I appreciated the writer's ability to explain Google's semantic advances in a way the average person can appreciate. Anyone who has wrestled with site search for, say, a million or more pages has got to be a bit awestruck at the huge job Google has taken on -- and why their successes in this area help them dominate the current market.
Google's synonym system understood that a dog was similar to a puppy and that boiling water was hot. But it also concluded that a hot dog was the same as a boiling puppy. The problem was fixed in late 2002 by a breakthrough based on philosopher Ludwig Wittgenstein's theories about how words are defined by context.
Sometime in 2001, Singhal learned of poor results when people typed the name "audrey fino" into the search box. Google kept returning Italian sites praising Audrey Hepburn... "We realized that this is actually a person's name," Singhal says. "But we didn't have the smarts in the system."

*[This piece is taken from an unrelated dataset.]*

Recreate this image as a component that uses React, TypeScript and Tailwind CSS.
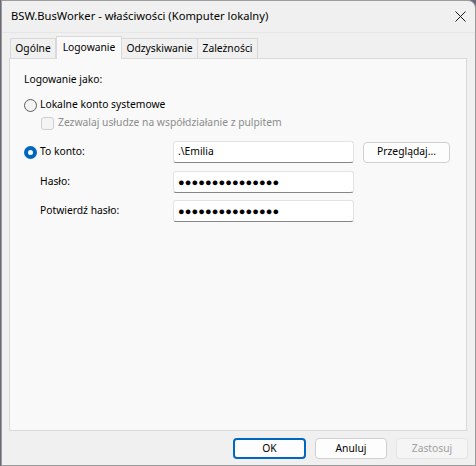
import React from "react";

const font = { fontFamily: '"Segoe UI", "Noto Sans", "Liberation Sans", sans-serif' };

function Radio({ checked }: { checked?: boolean }) {
  return checked ? (
    <span className="box-border inline-flex h-[13px] w-[13px] shrink-0 items-center justify-center rounded-full bg-[#0067c0]">
      <span className="h-[5px] w-[5px] rounded-full bg-white" />
    </span>
  ) : (
    <span className="box-border inline-block h-[13px] w-[13px] shrink-0 rounded-full border border-[#5d5d5d] bg-[#f4f4f4]" />
  );
}

function Field({ value, dots }: { value: string; dots?: boolean }) {
  return (
    <div className="box-border flex h-[22px] w-[181px] items-center rounded-[3px] border border-[#e3e3e3] border-b-[#868686] bg-white px-[4px] text-[10.3px] text-black">
      {dots ? <span className="text-[11px] tracking-[0.1px]">{value}</span> : value}
    </div>
  );
}

function Btn({
  label,
  primary,
  disabled,
  className = "",
}: {
  label: string;
  primary?: boolean;
  disabled?: boolean;
  className?: string;
}) {
  return (
    <div
      className={
        "box-border flex h-[21px] items-center justify-center rounded-[4px] text-[10.3px] " +
        (primary
          ? "border-2 border-[#0067c0] bg-[#fdfdfd] text-black "
          : disabled
          ? "border border-[#e5e5e5] bg-[#f5f5f5] text-[#a0a0a0] "
          : "border border-[#d0d0d0] bg-[#fdfdfd] text-black ") +
        className
      }
    >
      {label}
    </div>
  );
}

export default function App() {
  const tabs = [
    { t: "Ogólne", w: "w-[46px]" },
    { t: "Logowanie", w: "w-[66px]" },
    { t: "Odzyskiwanie", w: "w-[76px]" },
    { t: "Zależności", w: "w-[60px]" },
  ];
  return (
    <div className="flex h-[466px] w-[476px] bg-[#6c6a78]" style={font}>
      <div className="ml-[1px] box-border flex h-[466px] w-[475px] flex-col rounded-tr-[8px] border border-[#9c9c9c] bg-[#f0f0f0]">
        {/* title bar */}
        <div className="flex h-[31px] items-center justify-between pl-[9px] pr-[8px] text-[11.2px] text-black">
          <span>BSW.BusWorker - właściwości (Komputer lokalny)</span>
          <svg width="11" height="11" viewBox="0 0 11 11" className="mr-[1px]">
            <path d="M0.5 0.5 L10.5 10.5 M10.5 0.5 L0.5 10.5" stroke="#1a1a1a" strokeWidth="1" />
          </svg>
        </div>
        <div className="h-[1px] bg-[#e6e6e6]" />

        {/* tabs */}
        <div className="ml-[8px] mt-[5px] flex h-[20px] items-end">
          {tabs.map(({ t, w }, i) =>
            i === 1 ? (
              <div
                key={t}
                className={
                  "relative z-10 -mb-[1px] box-border flex h-[23px] items-start justify-center border border-b-0 border-[#d9d9d9] bg-[#f9f9f9] pt-[3px] text-[10.3px] text-black " +
                  w
                }
              >
                {t}
              </div>
            ) : (
              <div
                key={t}
                className={
                  "box-border flex h-[20px] items-center justify-center border border-b-0 border-[#d9d9d9] bg-[#f0f0f0] pt-[1px] text-[10.3px] text-black " +
                  w +
                  (i === 0 ? "" : " border-l-0")
                }
              >
                {t}
              </div>
            )
          )}
        </div>

        {/* panel */}
        <div className="ml-[7px] box-border flex h-[373px] w-[458px] flex-col border border-[#d9d9d9] bg-[#f9f9f9] pl-[14px] pt-[12px] text-[10.3px] text-black">
          <div className="leading-[16px]">Logowanie jako:</div>

          <div className="mt-[10px] flex h-[16px] items-center gap-[3px]">
            <Radio />
            <span>Lokalne konto systemowe</span>
          </div>
          <div className="ml-[17px] mt-[2px] flex h-[16px] items-center gap-[4px] text-[#8c8c8c]">
            <span className="box-border inline-block h-[13px] w-[13px] rounded-[3px] border border-[#cfcfcf] bg-[#f4f4f4]" />
            <span>Zezwalaj usłudze na współdziałanie z pulpitem</span>
          </div>

          <div className="mt-[10px] flex items-center">
            <div className="flex w-[149px] items-center gap-[3px]">
              <Radio checked />
              <span>To konto:</span>
            </div>
            <Field value=".\Emilia" />
            <Btn label="Przeglądaj..." className="ml-[9px] w-[87px]" />
          </div>

          <div className="mt-[8px] flex items-center">
            <div className="w-[149px] pl-[16px]">Hasło:</div>
            <Field value="●●●●●●●●●●●●●●●" dots />
          </div>

          <div className="mt-[7px] flex items-center">
            <div className="w-[149px] pl-[16px]">Potwierdź hasło:</div>
            <Field value="●●●●●●●●●●●●●●●" dots />
          </div>
        </div>

        {/* dialog buttons */}
        <div className="mr-[7px] mt-[7px] flex justify-end gap-[9px]">
          <Btn label="OK" primary className="w-[73px]" />
          <Btn label="Anuluj" className="w-[72px]" />
          <Btn label="Zastosuj" disabled className="w-[72px]" />
        </div>
      </div>
    </div>
  );
}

...he had to master the black art of "bi-gram breakage" — that is, separating multiple words into discrete units. For instance, "new york" represents two words that go together (a bi-gram). But so would the three words in "new york times," which clearly indicate a different kind of search. And everything changes when the query is "new york times square."
That talk about bi-grams (n-grams in general) reminds me - is there anyone here who has played with with Google's publicly released 1 terrabyte n-gram data set [googleresearch.blogspot.com], often called the "1T corpus"?
That would take some serious computing power to deal with, but I'd love to have a go at it.
[edited by: tedster at 11:58 pm (utc) on Feb 23, 2010]